This story starts all the way back in 1865, when Harvard baseball players started sewing big crimson Hs onto the centers of their sweaters. The demarcation meant they were a star player — and, as such, few had one. Cue the classic jock vs. nerd dynamic.
All joking aside, varsity jackets — a.k.a. “letterman” jackets — became standard issue at the Cambridge-based school a decade later. As cardigans came into the fashion, the big logos moved from the center of the chest to the left, where the letters remain to this day. (That said, some schools put them on the arms.) The bomber-like iteration we all know now didn’t arrive until the 1930s, in synchronicity with the rise of high-school sports. No longer were they reserved for the well-off that went to college; anyone could play football, for example, and thus letter. Hence, the surplus of vintage varsity jackets decades later.

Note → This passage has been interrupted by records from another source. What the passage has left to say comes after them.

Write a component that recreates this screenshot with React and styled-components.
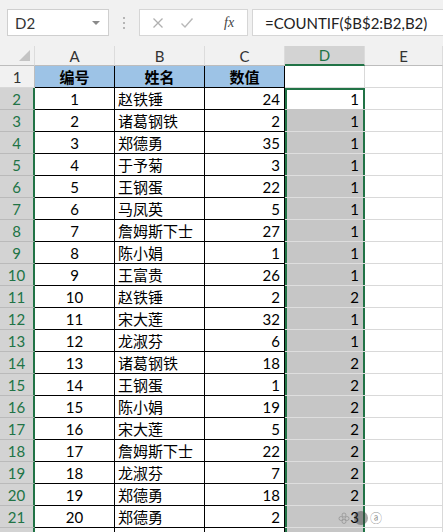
import React from "react";
import styled, { createGlobalStyle, css } from "styled-components";

const GlobalStyle = createGlobalStyle`
  html, body { margin: 0; padding: 0; }
  body {
    width: 443px;
    height: 532px;
    overflow: hidden;
    background: #ffffff;
    font-family: "Lato", "Noto Sans CJK SC", sans-serif;
  }
`;

const GREEN = "#217346";

const data = [
  [1, "赵铁锤", 24, 1],
  [2, "诸葛钢铁", 2, 1],
  [3, "郑德勇", 35, 1],
  [4, "于予菊", 3, 1],
  [5, "王钢蛋", 22, 1],
  [6, "马凤英", 5, 1],
  [7, "詹姆斯下士", 27, 1],
  [8, "陈小娟", 1, 1],
  [9, "王富贵", 26, 1],
  [10, "赵铁锤", 2, 2],
  [11, "宋大莲", 32, 1],
  [12, "龙淑芬", 6, 1],
  [13, "诸葛钢铁", 18, 2],
  [14, "王钢蛋", 1, 2],
  [15, "陈小娟", 19, 2],
  [16, "宋大莲", 5, 2],
  [17, "詹姆斯下士", 22, 2],
  [18, "龙淑芬", 7, 2],
  [19, "郑德勇", 18, 2],
  [20, "郑德勇", 2, 3],
];

const Page = styled.div`
  width: 443px;
  height: 532px;
  overflow: hidden;
  position: relative;
`;

const Toolbar = styled.div`
  height: 46px;
  background: #f1f1f1;
  display: flex;
  align-items: flex-start;
  padding: 9px 0 0 7px;
  box-sizing: border-box;
`;

const NameBox = styled.div`
  width: 102px;
  height: 27px;
  box-sizing: border-box;
  background: #fff;
  border: 1px solid #cfcfcf;
  display: flex;
  align-items: center;
  justify-content: space-between;
  padding: 0 8px 0 7px;
  font-size: 15px;
  color: #333;
`;

const Caret = styled.span`
  width: 0;
  height: 0;
  border-left: 4px solid transparent;
  border-right: 4px solid transparent;
  border-top: 4px solid #8a8a8a;
`;

const Dots = styled.div`
  width: 30px;
  height: 27px;
  display: flex;
  flex-direction: column;
  align-items: center;
  justify-content: center;
  gap: 3px;
  span {
    width: 2px;
    height: 2px;
    background: #b5b5b5;
  }
`;

const FxButtons = styled.div`
  width: 109px;
  height: 27px;
  box-sizing: border-box;
  background: #fff;
  border: 1px solid #d6d6d6;
  display: flex;
  align-items: center;
  padding: 0 0 0 12px;
  gap: 16px;
`;

const FxLabel = styled.span`
  font-family: "Liberation Serif", serif;
  font-style: italic;
  font-size: 14px;
  color: #444;
  margin-left: 14px;
`;

const FormulaInput = styled.div`
  flex: 1;
  height: 27px;
  margin-left: 4px;
  box-sizing: border-box;
  background: #fff;
  border: 1px solid #d6d6d6;
  border-right: none;
  display: flex;
  align-items: center;
  padding-left: 12px;
  font-size: 15px;
  color: #222;
  white-space: nowrap;
`;

const Sheet = styled.div`
  display: grid;
  grid-template-columns: 35px 80px 90px 80px 80px 1fr;
  grid-template-rows: 20px;
  grid-auto-rows: 22px;
  font-size: 15px;
`;

const ColHead = styled.div`
  box-sizing: border-box;
  display: flex;
  align-items: center;
  justify-content: center;
  background: ${(p) => (p.$active ? "#d3d3d3" : "#f1f1f1")};
  color: ${(p) => (p.$active ? GREEN : "#333")};
  border-right: 1px solid #dcdcdc;
  border-bottom: ${(p) => (p.$active ? `2px solid ${GREEN}` : "1px solid #bdbdbd")};
  position: relative;
`;

const Corner = styled.div`
  width: 0;
  height: 0;
  position: absolute;
  right: 4px;
  bottom: 4px;
  border-left: 11px solid transparent;
  border-bottom: 11px solid #c4c4c4;
`;

const RowHead = styled.div`
  box-sizing: border-box;
  display: flex;
  align-items: center;
  justify-content: center;
  background: ${(p) => (p.$active ? "#d3d3d3" : "#f1f1f1")};
  color: ${(p) => (p.$active ? GREEN : "#333")};
  border-bottom: 1px solid ${(p) => (p.$active ? "#bababa" : "#d8d8d8")};
  border-right: ${(p) => (p.$active ? `2px solid ${GREEN}` : "1px solid #bdbdbd")};
`;

const Cell = styled.div`
  box-sizing: border-box;
  display: flex;
  align-items: center;
  white-space: nowrap;
  overflow: visible;
  color: #000;
  border-right: 1px solid #d9d9d9;
  border-bottom: 1px solid #d9d9d9;
  justify-content: ${(p) =>
    p.$align === "center" ? "center" : p.$align === "right" ? "flex-end" : "flex-start"};
  padding: ${(p) => (p.$align === "left" ? "0 0 0 3px" : p.$align === "right" ? "0 4px 0 0" : "0")};
  ${(p) =>
    p.$boxed &&
    css`
      border-right: 1px solid #000;
      border-bottom: 1px solid #000;
    `}
  ${(p) =>
    p.$header &&
    css`
      background: #9dc3e6;
      font-weight: 700;
    `}
  ${(p) =>
    p.$selected &&
    css`
      background: ${p.$current ? "#fff" : "#c6c6c6"};
      border-bottom: 1px solid ${p.$current ? "#c6c6c6" : "#dedede"};
      border-right: none;
      padding-right: 6px;
      box-shadow: inset 2px 0 0 ${GREEN}, inset -2px 0 0 ${GREEN}
        ${p.$current ? `, inset 0 2px 0 ${GREEN}` : ""};
    `}
`;

const Watermark = styled.div`
  position: absolute;
  left: 338px;
  top: 509px;
  display: flex;
  align-items: center;
  gap: 3px;
  pointer-events: none;
`;

const Blob = styled.span`
  width: 14px;
  height: 14px;
  border-radius: 50%;
  background: rgba(60, 60, 60, 0.45);
  margin-left: 1px;
`;

const Faded = styled.span`
  font-size: 12px;
  color: rgba(120, 120, 120, 0.8);
  margin-left: -1px;
`;

function XIcon() {
  return (
    <svg width="12" height="12" viewBox="0 0 12 12">
      <path d="M1.5 1.5 L10.5 10.5 M10.5 1.5 L1.5 10.5" stroke="#b0b0b0" strokeWidth="1.3" />
    </svg>
  );
}

function CheckIcon() {
  return (
    <svg width="14" height="12" viewBox="0 0 14 12">
      <path d="M1.5 6.5 L5 10 L12.5 1.5" stroke="#b8b8b8" strokeWidth="1.4" fill="none" />
    </svg>
  );
}

function Flower() {
  return (
    <svg width="12" height="12" viewBox="0 0 12 12">
      <g fill="none" stroke="rgba(150,150,150,0.8)" strokeWidth="1">
        <circle cx="6" cy="3" r="2" />
        <circle cx="3" cy="6.5" r="2" />
        <circle cx="9" cy="6.5" r="2" />
        <circle cx="6" cy="9.5" r="2" />
      </g>
    </svg>
  );
}

export default function App() {
  const cols = ["A", "B", "C", "D", "E"];
  const rows = [];

  rows.push(
    <RowHead key="r1">1</RowHead>,
    <Cell key="a1" $align="center" $boxed $header>编号</Cell>,
    <Cell key="b1" $align="center" $boxed $header>姓名</Cell>,
    <Cell key="c1" $align="center" $boxed $header>数值</Cell>,
    <Cell key="d1" />,
    <Cell key="e1" />
  );

  data.forEach(([id, name, val, cnt], i) => {
    const r = i + 2;
    rows.push(
      <RowHead key={`r${r}`} $active>{r}</RowHead>,
      <Cell key={`a${r}`} $align="center" $boxed>{id}</Cell>,
      <Cell key={`b${r}`} $align="left" $boxed>{name}</Cell>,
      <Cell key={`c${r}`} $align="right" $boxed>{val}</Cell>,
      <Cell key={`d${r}`} $align="right" $selected $current={r === 2}>{cnt}</Cell>,
      <Cell key={`e${r}`} />
    );
  });

  rows.push(
    <RowHead key="r22" $active />,
    <Cell key="a22" $boxed />,
    <Cell key="b22" $boxed />,
    <Cell key="c22" $boxed />,
    <Cell key="d22" $selected />,
    <Cell key="e22" />
  );

  return (
    <Page>
      <GlobalStyle />
      <Toolbar>
        <NameBox>
          D2
          <Caret />
        </NameBox>
        <Dots>
          <span />
          <span />
          <span />
        </Dots>
        <FxButtons>
          <XIcon />
          <CheckIcon />
          <FxLabel>fx</FxLabel>
        </FxButtons>
        <FormulaInput>=COUNTIF($B$2:B2,B2)</FormulaInput>
      </Toolbar>
      <Sheet>
        <ColHead>
          <Corner />
        </ColHead>
        {cols.map((c) => (
          <ColHead key={c} $active={c === "D"}>
            {c}
          </ColHead>
        ))}
        {rows}
      </Sheet>
      <Watermark>
        <Flower />
        <Blob />
        <Faded>ⓐ</Faded>
      </Watermark>
    </Page>
  );
}
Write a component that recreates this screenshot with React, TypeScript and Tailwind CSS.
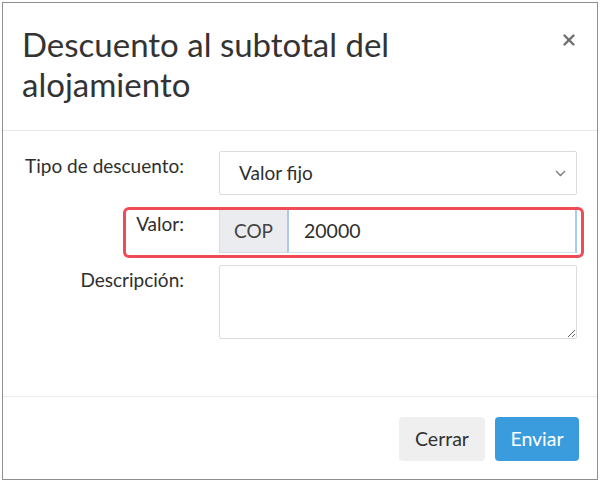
import { X } from 'lucide-react';

function FieldLabel({ children }: { children: string }) {
  return (
    <label className="w-[182px] shrink-0 pt-[3px] pr-[1px] text-right text-[19px] leading-[24px] text-[#2e2e2e]">
      {children}
    </label>
  );
}

export default function App() {
  return (
    <div className="h-[481px] w-[600px] overflow-hidden bg-white pl-[2px] pt-[2px] font-['Lato','Liberation_Sans',sans-serif]">
      <div className="flex h-[478px] w-[596px] flex-col border border-[#8f8f8f] bg-white">
        <div className="flex h-[128px] shrink-0 items-start justify-between border-b border-[#e8e8e8] pl-[19px] pr-[19px] pt-[21px]">
          <h4 className="w-[420px] text-[33px] leading-[40px] text-[#333]">Descuento al subtotal del alojamiento</h4>
          <button className="mt-[7px] text-[#6f6f6f]" title="Cerrar">
            <X size={18} strokeWidth={3.2} />
          </button>
        </div>

        <div className="flex flex-1 flex-col pt-[20px]">
          <div className="flex">
            <FieldLabel>Tipo de descuento:</FieldLabel>
            <div className="ml-[34px] flex h-[44px] w-[358px] items-center justify-between rounded-[2px] border border-[#dcdcdc] pl-[19px] pr-[10px] text-[19px] text-[#2e2e2e]">
              <span>Valor fijo</span>
              <svg width="11" height="7" viewBox="0 0 11 7" fill="none" stroke="#777" strokeWidth="1.3">
                <path d="M1 1l4.5 4.5L10 1" />
              </svg>
            </div>
          </div>

          <div className="relative mt-[14px] flex">
            <FieldLabel>Valor:</FieldLabel>
            <div className="ml-[34px] flex h-[44px] w-[358px]">
              <div className="flex w-[68px] items-center justify-center border border-r-0 border-[#d8dbe0] bg-[#eaecef] text-[19px] text-[#444]">
                COP
              </div>
              <div className="flex flex-1 items-center border border-l-2 border-[#d3e2f4] border-l-[#a9c9f1] border-r-2 border-r-[#a9c9f1] pl-[15px] text-[19.5px] text-[#2e2e2e]">
                20000
              </div>
            </div>
            <div className="pointer-events-none absolute left-[120px] top-[-2px] h-[51px] w-[461px] rounded-[6px] border-[3px] border-[#f04a56]" />
          </div>

          <div className="mt-[12px] flex">
            <FieldLabel>Descripción:</FieldLabel>
            <textarea
              className="ml-[34px] h-[74px] w-[358px] rounded-[2px] border border-[#dcdcdc] bg-white"
              defaultValue=""
            />
          </div>
        </div>

        <div className="flex h-[83px] shrink-0 items-start justify-end gap-[10px] border-t border-[#ececec] pr-[18px] pt-[20px]">
          <button className="h-[44px] w-[86px] rounded-[4px] bg-[#efefef] text-[19.5px] text-[#333]">Cerrar</button>
          <button className="h-[44px] w-[84px] rounded-[4px] bg-[#3a9cdc] text-[19.5px] text-white">Enviar</button>
        </div>
      </div>
    </div>
  );
}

But they haven’t always been this popular. It wasn’t until the ’80s and ’90s that the style found its way into the fashion world. Prior, it served as a wearable trophy, a status symbol: you were a student athlete poised to go pro (or at least collegiate), or at least someone who knew someone like that.
The jacket’s private-school-to-public-school-to-pro-sports-to-pop-culture-to-high-fashion transition didn’t happen fast, though. The varsity’s roots are in prep and ivy culture — remember the Harvard baseball team? By the time hip-hop got ahold of them in the ’80s, Run DMC was borrowing the look from jocks, but they were original to the elites. (Are they one in the same? That’s another debate.)
However, we’d be remiss to overlook the Black men that adapted prep staples to their own personal styles decades earlier. Fashion savant Jason Jules wrote the book, Black Ivy: A Revolt In Style, on this.